Last, the forum looks at living in Washington, D.C. as an elected official – how to keep your family life stable, and how to make relationships across the aisle.

That’s about when I asked King the natural question – did the New Members Program include back rooms filled with cigar smoke and swirling snifters of brandy? King declined to talk specifics, but he did say that backroom moments do happen at events like this, and that this group of members was more experienced and collegial than they have been in recent years.

“Backroom moments do happen.  There was a sense of collegiality this year that we have not seen in the last ten years …Most of the new members have paid their dues for a long time in the farm system.  There was a sense of collegiality within each caucus and across the aisle…”

However, lamented King, those relationships formed at Harvard sometimes have trouble surviving in hyper-partisan Washington. He speculated that the low-pressure atmosphere at Harvard, coupled with the gentle prodding of looking 20 years into the future – rather than fighting today’s partisan issues – allowed Members a chance to get comfortable.
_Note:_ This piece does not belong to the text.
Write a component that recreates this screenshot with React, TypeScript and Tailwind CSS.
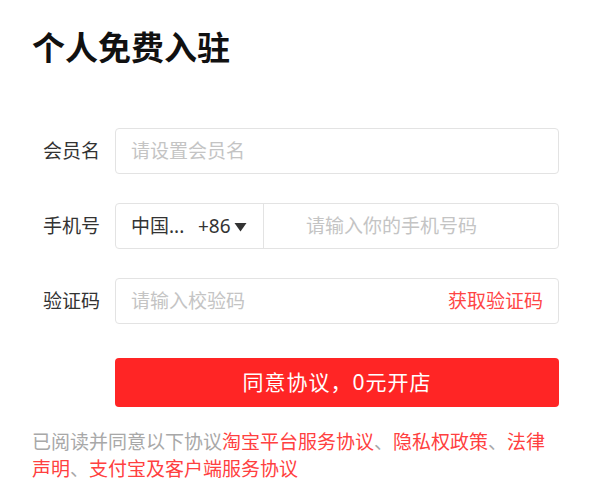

“You get to see the Members as people here – they’re much more likely to get vulnerable …to be frank about the struggles they had, or why they ran for office.  It’s not a stump speech, because it is unseemly to deliver a stump speech to your colleagues… They are much more likely to be genuine with each other and that’s really refreshing.”
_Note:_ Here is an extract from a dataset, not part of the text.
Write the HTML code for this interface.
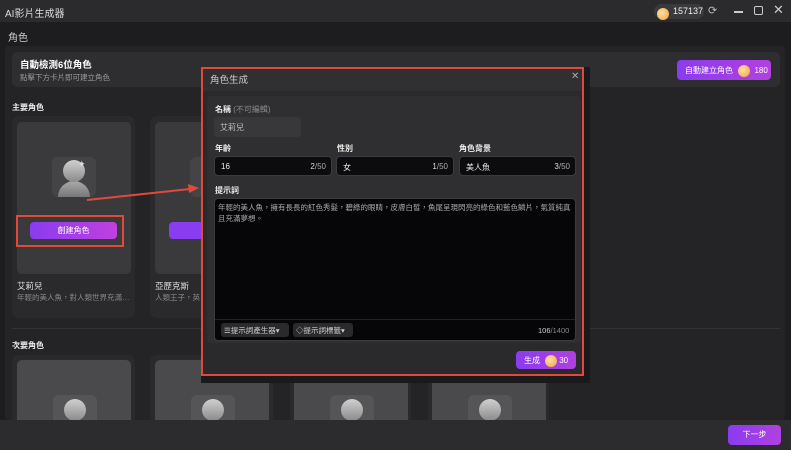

I observed that the event was prominently billed as “bi-partisan”, and that Billy Long, a Republican from Missouri, was featured in a web video advertising the event to conservatives. King expressed his admiration for Long, before he talked about the differences between this year’s crop of new members, and the 2010 crowd.

“Billy Long is great,” King said. “He’s really an interesting Member.  He’s thoughtful, comes from Branson, MO, and he has the gift of gab.  He was elected with a Tea Party coalition. But here’s a guy who knows politics inside and out: He was a talk show personality. He comes from an Ivy League family. He can speak in ways that people understand back home, and speak in ways that are effective in Washington. It is a very good, home-style, Washington-style combination.

“He was here in 2010,” King continued. “2010 was the most ideologically divided, but that was because of the Tea Party contingent. This Congress will probably be as polarized as any we’ve seen for years, and yet the new Members themselves haven’t been put into such a divisive institution yet: The institution forces one to take sides, and makes compromise very difficult.”

Perhaps, as the 113th Congress tackles seemingly intractable issues like fiscal cliffs and gun violence, the new Members can take a page from the design of the IOP’s Bi-Partisan Program here at Harvard, and help the House Leadership take a longer, more comfortable, nonpartisan view of the problems our country faces.

Of course, it seems as though the chances of that happening are about as likely as David King speaking freely to the Citizen on what went on with the New Members behind closed doors.  Still, a reporter can dream.